Hay dos países, sin embargo, que sí estarán en su lista de intervenciones diplomáticas y económicas. Por un lado, México. Trump prometió que ese país pagaría por la construcción de un muro en la frontera para detener el paso de migrantes y también desestimó los beneficios que el Nafta, el tratado comercial entre ambos países, trae para Estados Unidos. Según Control Risks, el 80% de las exportaciones de México van hacia Estados Unidos, de modo que la caída de dicho tratado sería fatal. “Parece que, por lo menos, la nueva administración usará la amenaza de renegociar o acabar con el Nafta como un medio para presionar a México para que acepte concesiones acerca de tarifas para ciertos productos, sobre todo productos manufacturados, con la esperanza de que las firmas estadounidenses con instalaciones en México muevan los elementos de su cadena de producción de vuelta a Estados Unidos”.

Por otro lado, Cuba. Hasta ahora, las relaciones comerciales entre ambos países comienzan a despegar tras las intensas negociaciones para acabar una frialdad cincuentenaria. Sin embargo, aún está pendiente la caída del embargo, que ha obligado a la isla a vivir aislada de uno de sus países más cercanos. Tanto el partido Republicano como el Demócrata buscan la caída del embargo, pero la fuerte alineación republicana —una línea dura cercana al Tea Party— con la que contará Trump en el Congreso permite dudar de que los avances ocurran en los próximos meses. Pese a todo, Trump es un hombre de negocios y reconoce que Cuba puede significar una gran inversión para las firmas estadounidenses y, de paso, para cumplir su promesa de crear 25 millones de puestos de trabajo en 10 años.

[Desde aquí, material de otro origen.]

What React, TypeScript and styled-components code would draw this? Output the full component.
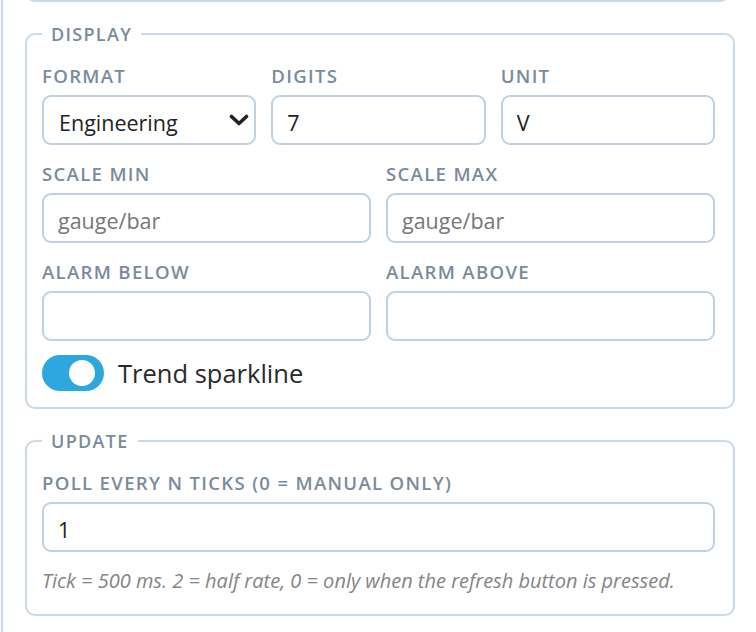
import React, { useState } from "react";
import styled, { createGlobalStyle } from "styled-components";

const Global = createGlobalStyle`
  html, body {
    margin: 0;
    padding: 0;
    background: #fff;
  }
  body {
    font-family: "Open Sans", "Noto Sans", "Liberation Sans", sans-serif;
    color: #222;
  }
`;

const Viewport = styled.div`
  height: 632px;
  overflow: hidden;
`;

const Panel = styled.div`
  margin-left: 1px;
  min-height: 680px;
  border-left: 2px solid #cad9e9;
  padding: 0 21px 0 22px;
  box-sizing: border-box;
`;

const PrevEnd = styled.div`
  height: 12px;
  margin-top: -10px;
  border: 2px solid #c9d9ea;
  border-top: none;
  border-radius: 0 0 10px 10px;
  margin-right: 5px;
  box-sizing: border-box;
`;

const Section = styled.fieldset`
  margin: 20px 0 0;
  border: 2px solid #c9d9ea;
  border-radius: 10px;
  padding: 19px 18px 16px 15px;
  min-width: 0;
`;

const Legend = styled.legend`
  padding: 0 9px;
  font-size: 18px;
  line-height: 24px;
  font-weight: 600;
  letter-spacing: 1.3px;
  color: #7b8b9b;
  text-transform: uppercase;
`;

const Grid = styled.div<{ cols: number }>`
  display: grid;
  grid-template-columns: repeat(${({ cols }) => cols}, 1fr);
  column-gap: 15px;
  margin-bottom: 18px;
`;

const Field = styled.label`
  display: flex;
  flex-direction: column;
  gap: 8px;
  min-width: 0;
`;

const Label = styled.span`
  font-size: 18.6px;
  line-height: 22px;
  font-weight: 600;
  letter-spacing: 1.3px;
  color: #7b8b9b;
  text-transform: uppercase;
  white-space: nowrap;
`;

const Input = styled.input`
  box-sizing: border-box;
  width: 100%;
  height: 50px;
  border: 2px solid #bfd1e2;
  border-radius: 9px;
  padding: 4px 14px 0;
  font-family: inherit;
  font-size: 21.5px;
  color: #222;
  background: #fff;
  outline: none;
  &::placeholder {
    color: #777;
  }
`;

const SelectWrap = styled.div`
  position: relative;
`;

const Select = styled.select`
  box-sizing: border-box;
  width: 100%;
  height: 50px;
  border: 2px solid #bfd1e2;
  border-radius: 9px;
  padding: 4px 40px 0 15px;
  font-family: inherit;
  font-size: 21.5px;
  color: #222;
  background: #fff;
  appearance: none;
  outline: none;
`;

const Chevron = styled.svg`
  position: absolute;
  right: 7px;
  top: 19px;
  pointer-events: none;
`;

const ToggleRow = styled.label`
  display: flex;
  align-items: center;
  gap: 14px;
  margin-top: -4px;
  cursor: pointer;
`;

const Track = styled.span<{ on: boolean }>`
  position: relative;
  width: 62px;
  height: 36px;
  border-radius: 18px;
  background: ${({ on }) => (on ? "#2ea7e0" : "#c3cdd6")};
  flex-shrink: 0;
`;

const Knob = styled.span<{ on: boolean }>`
  position: absolute;
  top: 5px;
  left: ${({ on }) => (on ? "27px" : "6px")};
  width: 26px;
  height: 26px;
  border-radius: 50%;
  background: #fff;
`;

const ToggleText = styled.span`
  font-size: 25.5px;
  line-height: 36px;
  color: #2a2a2a;
`;

const Hint = styled.div`
  margin: 16px 0 4px;
  font-size: 20px;
  line-height: 26px;
  font-style: italic;
  color: #858585;
  white-space: nowrap;
`;

export default function App() {
  const [trend, setTrend] = useState(true);
  return (
    <Viewport>
      <Global />
      <Panel>
        <PrevEnd />
        <Section>
          <Legend>Display</Legend>
          <Grid cols={3}>
            <Field>
              <Label>Format</Label>
              <SelectWrap>
                <Select defaultValue="eng">
                  <option value="fixed">Fixed</option>
                  <option value="sci">Scientific</option>
                  <option value="eng">Engineering</option>
                </Select>
                <Chevron width="20" height="13" viewBox="0 0 20 13">
                  <path d="M2.5 2.5 L10 9.5 L17.5 2.5" fill="none" stroke="#222" strokeWidth="3.6" strokeLinecap="round" strokeLinejoin="round" />
                </Chevron>
              </SelectWrap>
            </Field>
            <Field>
              <Label>Digits</Label>
              <Input defaultValue="7" />
            </Field>
            <Field>
              <Label>Unit</Label>
              <Input defaultValue="V" />
            </Field>
          </Grid>
          <Grid cols={2}>
            <Field>
              <Label>Scale min</Label>
              <Input placeholder="gauge/bar" />
            </Field>
            <Field>
              <Label>Scale max</Label>
              <Input placeholder="gauge/bar" />
            </Field>
          </Grid>
          <Grid cols={2}>
            <Field>
              <Label>Alarm below</Label>
              <Input />
            </Field>
            <Field>
              <Label>Alarm above</Label>
              <Input />
            </Field>
          </Grid>
          <ToggleRow onClick={() => setTrend(!trend)}>
            <Track on={trend}>
              <Knob on={trend} />
            </Track>
            <ToggleText>Trend sparkline</ToggleText>
          </ToggleRow>
        </Section>
        <Section>
          <Legend>Update</Legend>
          <Field>
            <Label>Poll every N ticks (0 = manual only)</Label>
            <Input defaultValue="1" />
          </Field>
          <Hint>Tick = 500 ms. 2 = half rate, 0 = only when the refresh button is pressed.</Hint>
        </Section>
      </Panel>
    </Viewport>
  );
}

El apoyo al proceso de paz en Colombia, por su parte, parece asegurado. Más allá de que Trump no se hubiera referido nunca a los diálogos —mientras que Clinton, una aliada con la que contaba el gobierno de Santos, sí—, el Congreso de Estados Unidos siempre ha sido unánime en su apoyo financiero hacia Colombia en cuanto al desarme y, sobre todo, la lucha contra las drogas. El presupuesto aprobado a principios de 2016 permite pensar que no habrá cambios para el 2017.